Não chegámos a conhecer Joaquim "Manadas" Pereira, o fiel depositário da chave do moinho e do molho de chaves da Igreja Matriz (Igreja de São Lourenço). Mas basta estacionar o carro junto à famosa placa e meter conversa com alguém no café — que não serve nada de comer — para chegar até ele ou até às suas chaves.
Vale a pena atravessar a aldeia até ao lugar do Salgueiral, onde corre a água da montanha que aí é desviada pelas levadas e comportas manuais. Uma delas faz accionar a engrenagem do moinho, à sombra de uma ginjeira e de uma cerejeira, junto à forja, que não está apta a receber visitas, assim como o antigo viveiro de trutas, à espera de um projecto de reabilitação.

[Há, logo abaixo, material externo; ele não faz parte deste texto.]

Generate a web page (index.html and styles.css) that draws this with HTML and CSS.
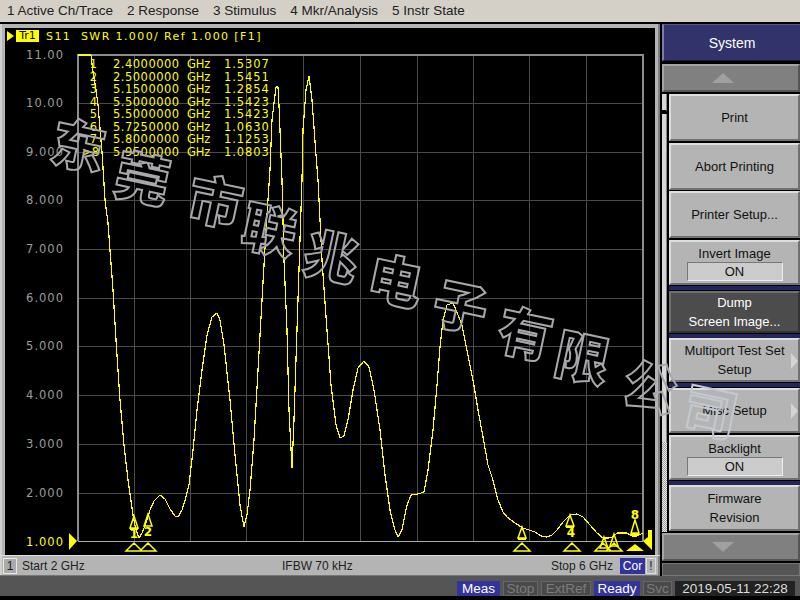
FILE: index.html
```html
<!DOCTYPE html>
<html lang="en">
<head>
    <meta charset="UTF-8">
    <title>Network Analyzer</title>
    <link rel="stylesheet" href="styles.css">
</head>
<body>
<div class="app">
    <nav class="menu">
        <span>1 Active Ch/Trace</span>
        <span>2 Response</span>
        <span>3 Stimulus</span>
        <span>4 Mkr/Analysis</span>
        <span>5 Instr State</span>
    </nav>

    <div class="main">
        <section class="channel">
            <div class="screen">
                <div class="trace-head">
                    <i class="tr-arrow"></i>
                    <span class="tr-tag">Tr1</span>
                    <span class="tr-title">S11&nbsp; SWR 1.000/ Ref 1.000 [F1]</span>
                </div>
                <svg class="plot" width="650" height="527" viewBox="5 28 650 527">
                    <g class="grid">
                        <path d="M134 55V541M190 55V541M246 55V541M303 55V541M360 55V541M417 55V541M473 55V541M529 55V541M586 55V541"/>
                        <path d="M78 103H643M78 152H643M78 200H643M78 249H643M78 298H643M78 346H643M78 395H643M78 444H643M78 493H643"/>
                    </g>
                    <path class="frame" d="M78 541V55H643V541"/>
                    <path class="baseline" d="M78 541H643"/>
                    <g class="axis">
                        <text x="64" y="59">11.00</text>
                        <text x="64" y="107">10.00</text>
                        <text x="64" y="156">9.000</text>
                        <text x="64" y="204">8.000</text>
                        <text x="64" y="253">7.000</text>
                        <text x="64" y="302">6.000</text>
                        <text x="64" y="350">5.000</text>
                        <text x="64" y="399">4.000</text>
                        <text x="64" y="448">3.000</text>
                        <text x="64" y="497">2.000</text>
                        <text class="axis-ref" x="64" y="546">1.000</text>
                    </g>
                    <polyline class="trace" points="78,55 91,55 93,72 96,90 98,105 102,152 105,200 108,223 110,250 113,290 116,340 120,400 124,445 128,480 133,515 136,530 139,538 142,533 146,523 150,510 154,501 160,495 165,499 170,509 175,516 178,517 182,510 186,497 189,485 193,450 197,410 202,370 207,335 212,317 217,313 220,320 224,345 230,400 235,455 240,505 244,527 247,515 250,490 254,440 258,370 262,300 266,230 270,170 272,120 275,95 276,87 278,87 279,105 282,180 284,260 287,330 289,410 292,468 294,420 297,330 300,240 302,180 303,130 306,90 309,76 312,100 316,155 318,180 322,260 327,330 331,385 336,425 340,438 344,436 348,420 353,390 358,368 364,361 369,367 374,390 380,430 385,475 390,510 395,530 398,537 402,530 407,505 411,495 418,494 424,492 428,470 433,430 437,385 440,347 443,320 447,305 453,303 458,315 462,325 467,350 473,380 478,410 483,437 488,465 493,480 498,500 503,512 507,517 515,523 523,528 535,532 541,536 547,537 552,535 557,530 563,522 570,515 577,514 583,517 590,525 597,533 603,538 609,538 613,537 617,533 627,533 632,536 637,536 643,533"/>
                    <g class="marks">
                        <path d="M134 516L130 528H138ZM148 514L144 526H152ZM522 527L518 538H526ZM570 515L566 526H574ZM604 537L600 548H608ZM614 534L610 546H618ZM635 520L631 533H639Z"/>
                        <path d="M134 543L126 551H142ZM148 543L140 551H156ZM522 543L514 551H530ZM572 543L564 551H580ZM603 543L595 551H611ZM614 543L606 551H622Z"/>
                        <path class="solid" d="M635 544L626 551H644ZM130 528H138V530H130ZM518 538H526V540H518ZM566 526H574V528H566ZM631 533H639V535H631ZM69 533L77 541L69 550ZM652 530V550L643 541L648 537V530Z"/>
                        <text x="134" y="538">1</text>
                        <text x="148" y="536">2</text>
                        <text x="571" y="537">4</text>
                        <text x="635" y="519">8</text>
                    </g>
                </svg>
                <table class="markers">
                    <tr><td>1</td><td>2.4000000</td><td>GHz</td><td>1.5307</td></tr>
                    <tr><td>2</td><td>2.5000000</td><td>GHz</td><td>1.5451</td></tr>
                    <tr><td>3</td><td>5.1500000</td><td>GHz</td><td>1.2854</td></tr>
                    <tr><td>4</td><td>5.5000000</td><td>GHz</td><td>1.5423</td></tr>
                    <tr><td>5</td><td>5.5000000</td><td>GHz</td><td>1.5423</td></tr>
                    <tr><td>6</td><td>5.7250000</td><td>GHz</td><td>1.0630</td></tr>
                    <tr><td>7</td><td>5.8000000</td><td>GHz</td><td>1.1253</td></tr>
                    <tr><td>&gt;8</td><td>5.9500000</td><td>GHz</td><td>1.0803</td></tr>
                </table>
            </div>
            <footer class="chan-status">
                <span class="chan-no">1</span>
                <span class="start">Start 2 GHz</span>
                <span class="ifbw">IFBW 70 kHz</span>
                <span class="stop">Stop 6 GHz</span>
                <span class="cor">Cor</span>
                <span class="warn">!</span>
            </footer>
        </section>

        <aside class="softkeys">
            <div class="sys-title">System</div>
            <button class="key arrow"><i class="up"></i></button>
            <div class="key-area">
                <div class="scroll"><i class="scroll-cap"></i><i class="scroll-thumb"></i><i class="scroll-track"></i></div>
                <div class="key-list">
                    <button class="key h47">Print</button>
                    <button class="key h47 mt2">Abort Printing</button>
                    <button class="key h47 mt1">Printer Setup...</button>
                    <button class="key toggle mt2">Invert Image<b>ON</b></button>
                    <i class="navy"></i>
                    <button class="key dark">Dump<br>Screen Image...</button>
                    <i class="navy"></i>
                    <button class="key multi">Multiport Test Set<br>Setup<i class="more"></i></button>
                    <i class="navy"></i>
                    <button class="key h45 mt1">Misc Setup<i class="more"></i></button>
                    <button class="key toggle mt2">Backlight<b>ON</b></button>
                    <i class="navy"></i>
                    <button class="key h46">Firmware<br>Revision</button>
                </div>
            </div>
            <button class="key arrow down-key"><i class="down"></i></button>
            <div class="key-blank"></div>
        </aside>
    </div>

    <footer class="status">
        <span class="st on w43">Meas</span>
        <span class="st off w35">Stop</span>
        <span class="st off w50">ExtRef</span>
        <span class="st on w46">Ready</span>
        <span class="st off w29">Svc</span>
        <span class="st clock">2019-05-11 22:28</span>
    </footer>
</div>

<svg class="stamp" width="800" height="600" viewBox="0 0 800 600">
    <text transform="translate(78 147) rotate(12)" y="19">东</text>
    <text transform="translate(142 180) rotate(12)" y="19">莞</text>
    <text transform="translate(215 203) rotate(12)" y="19">市</text>
    <text transform="translate(269 231) rotate(12)" y="19">联</text>
    <text transform="translate(331 258) rotate(12)" y="19">兆</text>
    <text transform="translate(395 282) rotate(12)" y="19">电</text>
    <text transform="translate(460 308) rotate(12)" y="19">子</text>
    <text transform="translate(525 335) rotate(12)" y="19">有</text>
    <text transform="translate(582 359) rotate(12)" y="19">限</text>
    <text transform="translate(650 388) rotate(12)" y="19">公</text>
    <text class="stamp-soft" transform="translate(710 413) rotate(12)" y="19">司</text>
</svg>
</body>
</html>
```

FILE: styles.css
```css
* {
    box-sizing: border-box;
}

html, body {
    margin: 0;
    height: 100%;
}

body {
    position: relative;
    width: 800px;
    height: 600px;
    overflow: hidden;
    background: #000;
    font-family: "Liberation Sans", Arial, sans-serif;
    font-size: 13px;
}

button {
    font: inherit;
}

.app {
    display: flex;
    flex-direction: column;
    height: 600px;
}

/* top menu */
.menu {
    display: flex;
    gap: 14px;
    height: 22px;
    padding: 3px 0 0 7px;
    background: #d4d0c8;
    color: #222;
    font-size: 13.5px;
    line-height: 16px;
    white-space: nowrap;
}

.main {
    display: flex;
    height: 552px;
    margin-top: 2px;
}

/* left side: screen with channel status */
.channel {
    display: flex;
    flex-direction: column;
    width: 660px;
    margin-right: 2px;
    padding: 4px 3px 0 3px;
    background: #b4b4b4;
    border-left: 2px solid #d0d0d0;
    border-right: 2px solid #808080;
}

.screen {
    position: relative;
    flex: none;
    width: 650px;
    height: 527px;
    background: #000;
}

.trace-head {
    position: absolute;
    top: 2px;
    left: 2px;
    display: flex;
    align-items: center;
    height: 12px;
    color: #ff0;
    font-family: "DejaVu Sans", sans-serif;
    font-size: 11px;
    white-space: nowrap;
}

.tr-arrow {
    width: 0;
    height: 0;
    margin-right: 2px;
    border-left: 7px solid #ff0;
    border-top: 5px solid transparent;
    border-bottom: 5px solid transparent;
}

.tr-tag {
    width: 23px;
    height: 12px;
    margin-right: 7px;
    background: #ff0;
    color: #000;
    line-height: 12px;
    text-align: center;
}

.tr-title {
    letter-spacing: 1.4px;
}

.plot {
    display: block;
    position: absolute;
    top: 0;
    left: 0;
}

.grid path {
    fill: none;
    stroke: #4a4a4a;
    stroke-width: 1;
    shape-rendering: crispEdges;
}

.frame {
    fill: none;
    stroke: #8c8c8c;
    stroke-width: 1.5;
    shape-rendering: crispEdges;
}

.baseline {
    stroke: #aaa;
    stroke-width: 1;
    shape-rendering: crispEdges;
}

.axis text {
    fill: #9c9c9c;
    font-family: "DejaVu Sans", sans-serif;
    font-size: 11.5px;
    letter-spacing: 1px;
    text-anchor: end;
}

.axis .axis-ref {
    fill: #ff0;
}

.trace {
    fill: none;
    stroke: #ff0;
    stroke-width: 1.2;
    stroke-linejoin: bevel;
    shape-rendering: crispEdges;
}

.marks path {
    fill: none;
    stroke: #ff0;
    stroke-width: 1.5;
}

.marks .solid {
    fill: #ff0;
    stroke: none;
}

.marks text {
    fill: #ff0;
    font-family: "DejaVu Sans", sans-serif;
    font-size: 12px;
    font-weight: bold;
    text-anchor: middle;
}

.markers {
    position: absolute;
    top: 30px;
    left: 77px;
    border-collapse: collapse;
    table-layout: fixed;
    width: 190px;
    color: #ff0;
    font-family: "DejaVu Sans", sans-serif;
    font-size: 11.5px;
    line-height: 12.5px;
    white-space: nowrap;
}

.markers td {
    padding: 0;
    height: 12.5px;
}

.markers td:nth-child(1) {
    width: 31px;
    padding-right: 16px;
    text-align: right;
}

.markers td:nth-child(2) {
    width: 74px;
    letter-spacing: 0.5px;
}

.markers td:nth-child(3) {
    width: 37px;
    letter-spacing: -0.2px;
}

.markers td:nth-child(4) {
    width: 48px;
    letter-spacing: 0.9px;
}

.chan-status {
    position: relative;
    flex: 1;
    display: flex;
    align-items: center;
    margin-left: -5px;
    margin-right: -5px;
    padding-left: 3px;
    color: #222;
    font-size: 12px;
    line-height: 16px;
    border-top: 1px solid #ddd;
    border-bottom: 1px solid #777;
}

.chan-no {
    width: 14px;
    height: 16px;
    background: #aaa;
    border: 1px solid #e8e8e8;
    text-align: center;
    line-height: 14px;
}

.start {
    margin-left: 5px;
    width: 260px;
}

.ifbw {
    width: 269px;
}

.stop {
    width: 69px;
}

.cor {
    width: 25px;
    height: 16px;
    background: #33339c;
    color: #fff;
    text-align: center;
}

.warn {
    width: 10px;
    margin-left: 1px;
    height: 16px;
    text-align: center;
    border: 1px solid #ddd;
    line-height: 14px;
}

/* softkeys */
.softkeys {
    display: flex;
    flex-direction: column;
    width: 138px;
}

.sys-title {
    height: 37px;
    background: #33336b;
    border-left: 2px solid #7c7cb0;
    border-top: 1px solid #55558c;
    border-bottom: 1px solid #15153c;
    color: #fff;
    font-size: 14px;
    line-height: 36px;
    text-align: center;
}

.key {
    position: relative;
    display: block;
    flex: none;
    width: 100%;
    padding: 0;
    background: #b4b4b4;
    border: 2px solid;
    border-color: #dedede #707070 #707070 #dedede;
    color: #111;
    line-height: 19px;
    text-align: center;
}

.arrow {
    height: 28px;
    margin-top: 3px;
    background: #808080;
    border-color: #a4a4a4 #555 #555 #a4a4a4;
}

.up, .down {
    position: absolute;
    top: 7px;
    left: 48px;
    width: 0;
    height: 0;
    border-left: 11px solid transparent;
    border-right: 11px solid transparent;
}

.up {
    border-bottom: 10px solid #a0a0a0;
}

.down {
    border-top: 10px solid #a0a0a0;
}

.key-area {
    display: flex;
    flex: none;
    height: 438px;
    margin-top: 2px;
}

.scroll {
    display: flex;
    flex-direction: column;
    width: 7px;
    flex: none;
}

.scroll i {
    display: block;
    width: 5px;
    background: #d8d8d8;
    border-right: 1px solid #888;
}

.scroll-cap {
    height: 18px;
    border-bottom: 2px solid #000;
}

.scroll .scroll-thumb {
    height: 328px;
    margin-top: 2px;
}

.scroll .scroll-track {
    flex: 1;
    background: repeating-conic-gradient(#eee 0 25%, #999 0 50%) 0 0 / 2px 2px;
    border: 0;
}

.key-list {
    display: flex;
    flex-direction: column;
    flex: 1;
}

.h47 {
    height: 47px;
}

.h46 {
    height: 46px;
}

.h45 {
    height: 45px;
}

.mt1 {
    margin-top: 1px;
}

.mt2 {
    margin-top: 2px;
}

.toggle {
    height: 45px;
    padding-top: 1px;
    line-height: 17px;
}

.toggle b {
    display: block;
    width: 96px;
    height: 19px;
    margin: 0 auto;
    background: #ccc;
    border: 1px solid;
    border-color: #777 #eee #eee #777;
    font-weight: normal;
    line-height: 17px;
}

.navy {
    display: block;
    flex: none;
    height: 4px;
    margin-top: 1px;
    background: #25255e;
}

.key.dark {
    height: 42px;
    margin-top: 1px;
    background: #4c4c4c;
    border-color: #707070 #333 #333 #707070;
    color: #fff;
}

.multi {
    height: 44px;
}

.more {
    position: absolute;
    top: 13px;
    right: 0;
    width: 0;
    height: 0;
    border-left: 7px solid #d4d4d4;
    border-top: 8px solid transparent;
    border-bottom: 8px solid transparent;
}

.down-key {
    margin-top: 1px;
}

.key-blank {
    height: 13px;
    margin-top: 2px;
    background: #555;
    border: 1px solid #777;
}

/* bottom status */
.status {
    display: flex;
    align-items: flex-start;
    gap: 3px;
    height: 24px;
    padding: 5px 5px 0 457px;
    background: linear-gradient(#555 0 20px, #000 20px);
    color: #fff;
    font-size: 13.5px;
    white-space: nowrap;
}

.st {
    height: 15px;
    line-height: 15px;
    text-align: center;
}

.on {
    background: #33339c;
}

.off {
    background: #4a4a4a;
    border: 1px solid #666;
    color: #7c7c7c;
    line-height: 13px;
}

.w43 { width: 43px; }
.w35 { width: 35px; }
.w50 { width: 50px; }
.w46 { width: 46px; }
.w29 { width: 29px; }

.clock {
    flex: 1;
    background: #222;
    color: #ddd;
}

/* watermark over the whole window */
.stamp {
    position: absolute;
    top: 0;
    left: 0;
    pointer-events: none;
}

.stamp text {
    fill: transparent;
    stroke: #a8a8ac;
    stroke-width: 2;
    font-family: "Noto Sans CJK SC", sans-serif;
    font-size: 54px;
    font-weight: 900;
    text-anchor: middle;
}

.stamp .stamp-soft {
    stroke: #c4c8d0;
}
```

Ali, perto da placa que indica que chegámos a França, há uma praia fluvial muito procurada nesta altura do ano. Mais além, o Centro Hípico, também a precisar de cuidados.

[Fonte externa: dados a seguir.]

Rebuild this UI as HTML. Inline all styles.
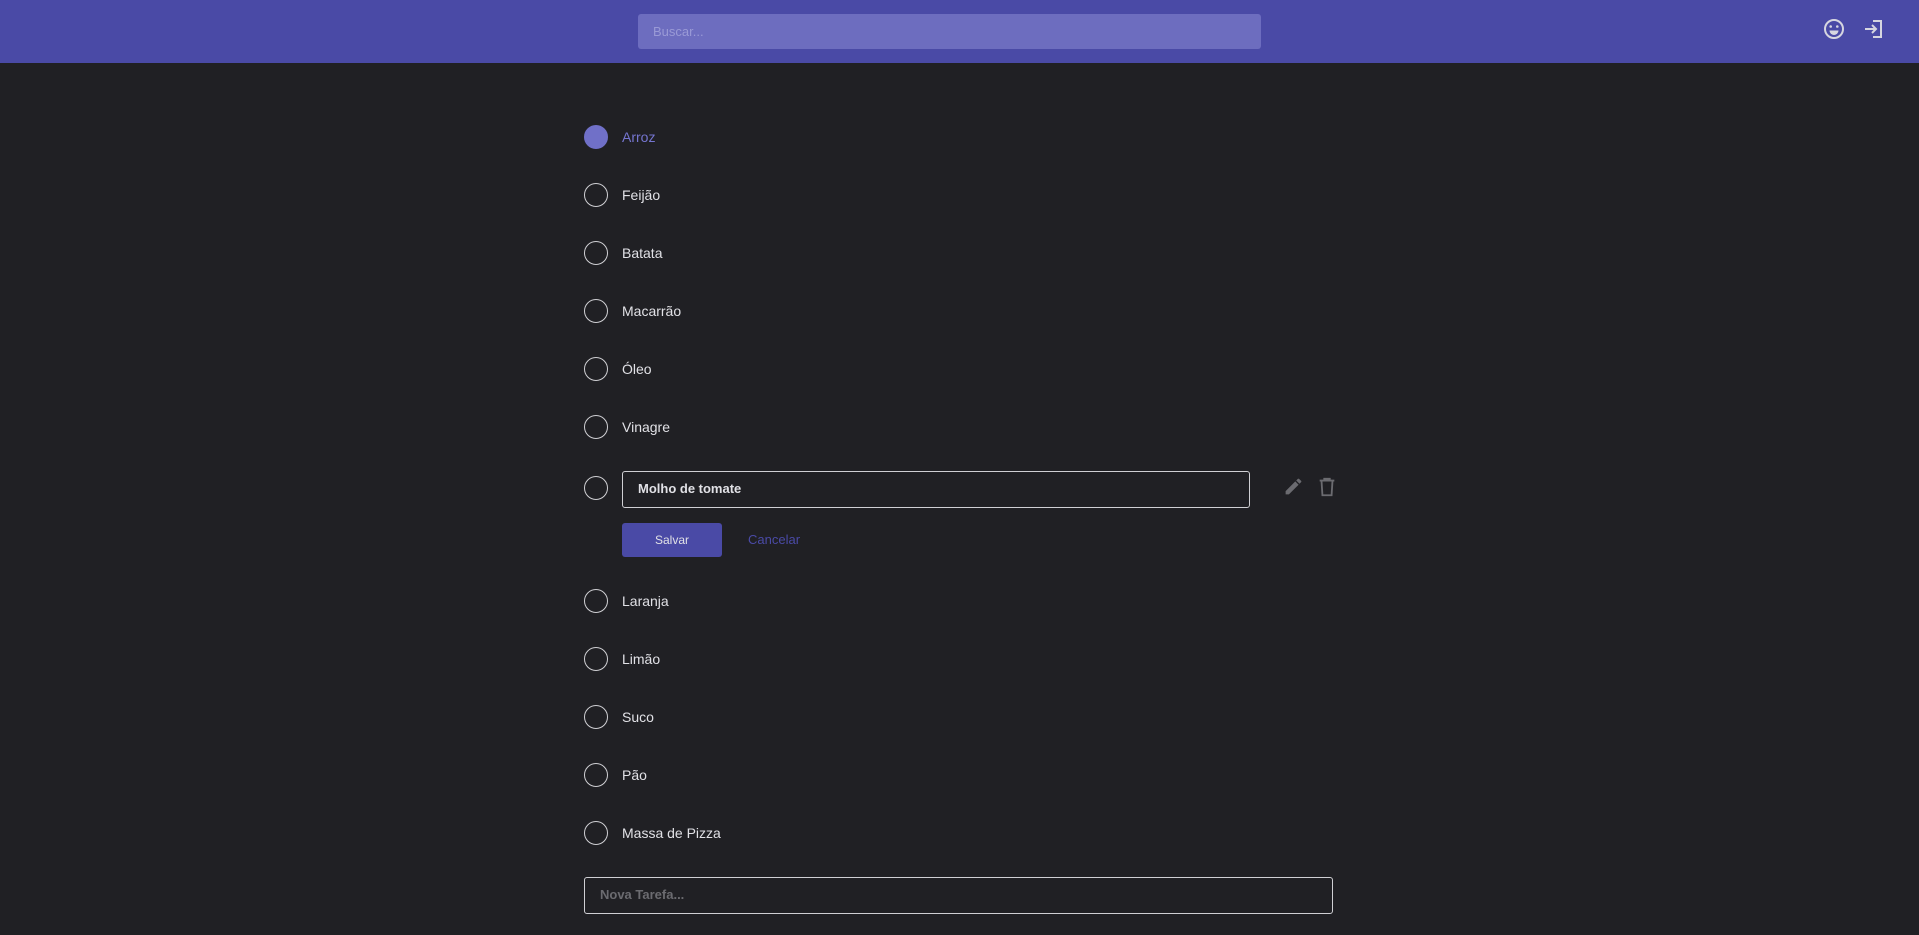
<!DOCTYPE html><html><head><meta charset="utf-8"><style>
*{box-sizing:border-box;margin:0;padding:0}
body{width:1919px;height:935px;background:#202024;font-family:"Liberation Sans",sans-serif;position:relative;overflow:hidden;color:#e1e1e6}
.hdr{position:absolute;left:0;top:0;width:1919px;height:63px;background:#4a4aa6}
.search{position:absolute;left:638px;top:14px;width:623px;height:35px;background:#6d6dbf;border-radius:3px;color:#9a9ad6;font-size:13px;line-height:35px;padding-left:15px}
.row{position:absolute;left:584px;height:24px;font-size:14px;line-height:24px}
.c{position:absolute;left:0;top:0;width:24px;height:24px;border:1.5px solid #d0d0d4;border-radius:50%}
.t{position:absolute;left:38px;top:0;white-space:nowrap}
.box{position:absolute;border:1.5px solid #d0d0d4;border-radius:3px;font-size:13px;padding-left:15px}
</style></head><body>
<div class="hdr"></div>
<div class="search">Buscar...</div>
<svg style="position:absolute;left:1822px;top:17px" width="24" height="24" viewBox="0 0 24 24"><circle cx="12" cy="12" r="9" fill="none" stroke="#d6d6e0" stroke-width="2"/><circle cx="8.7" cy="9.5" r="1.3" fill="#d6d6e0"/><circle cx="15.3" cy="9.5" r="1.3" fill="#d6d6e0"/><path d="M7.5 13.5h9a4.5 4.5 0 0 1-9 0z" fill="#d6d6e0"/></svg>
<svg style="position:absolute;left:1862px;top:17px" width="24" height="24" viewBox="0 0 24 24"><path d="M11 4h8v16h-8" fill="none" stroke="#d6d6e0" stroke-width="2"/><path d="M3 12h10M10 8l4 4-4 4" fill="none" stroke="#d6d6e0" stroke-width="2"/></svg>
<div class="row" style="top:125px"><div class="c" style="background:#7070c8;border-color:#7070c8"></div><div class="t" style="color:#7575d0">Arroz</div></div>
<div class="row" style="top:183px"><div class="c"></div><div class="t">Feijão</div></div>
<div class="row" style="top:241px"><div class="c"></div><div class="t">Batata</div></div>
<div class="row" style="top:299px"><div class="c"></div><div class="t">Macarrão</div></div>
<div class="row" style="top:357px"><div class="c"></div><div class="t">Óleo</div></div>
<div class="row" style="top:415px"><div class="c"></div><div class="t">Vinagre</div></div>
<div class="row" style="top:476px"><div class="c"></div></div>
<div class="box" style="left:622px;top:471px;width:628px;height:37px;line-height:34px;font-weight:bold;color:#e1e1e6">Molho de tomate</div>
<svg style="position:absolute;left:1283px;top:476px" width="21" height="21" viewBox="0 0 24 24"><path d="M3 17.25V21h3.75L17.8 9.94l-3.75-3.75L3 17.25zM20.7 7.04a1 1 0 0 0 0-1.41l-2.34-2.34a1 1 0 0 0-1.41 0l-1.83 1.83 3.75 3.75 1.83-1.83z" fill="#6b6b70"/></svg>
<svg style="position:absolute;left:1316px;top:476px" width="22" height="22" viewBox="0 0 24 24"><path d="M4 5h16M9 5V3h6v2M6 5l1 16h10l1-16" fill="none" stroke="#6b6b70" stroke-width="2"/></svg>
<div style="position:absolute;left:622px;top:523px;width:100px;height:34px;background:#4a4aa6;border-radius:3px;color:#e1e1e6;font-size:12px;line-height:34px;text-align:center">Salvar</div>
<div style="position:absolute;left:748px;top:523px;height:34px;line-height:34px;font-size:13px;color:#4a4aa6">Cancelar</div>
<div class="row" style="top:589px"><div class="c"></div><div class="t">Laranja</div></div>
<div class="row" style="top:647px"><div class="c"></div><div class="t">Limão</div></div>
<div class="row" style="top:705px"><div class="c"></div><div class="t">Suco</div></div>
<div class="row" style="top:763px"><div class="c"></div><div class="t">Pão</div></div>
<div class="row" style="top:821px"><div class="c"></div><div class="t">Massa de Pizza</div></div>
<div class="box" style="left:584px;top:877px;width:749px;height:37px;line-height:34px;color:#6b6b70;font-weight:bold">Nova Tarefa...</div>
</body></html>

As ruelas de calçada parecem todas convergir na bonita fonte de pedra — com peixes como nos jardins nas antigas estações e apeadeiros —, ao lado da casa onde vive o casal nonagenário, adega no rés-do-chão e lá em cima, na cozinha, com formas de bolo e alguidares de esmalte pendurados nas paredes, a mesa posta para os visitantes: broa de milho, bolachas de chocolate e vinho do pipo "encertado" na véspera. No quintal está escondido mais um segredo de França, um poço construído em 1792, data gravada na madeira. Por aqui, as coisas duram "uma vida inteira". José Luís e Graça não pensam em sair de França. Já estiveram em Lisboa e no Porto. E já viram o mar, em Espinho. "Só fomos aquela vez."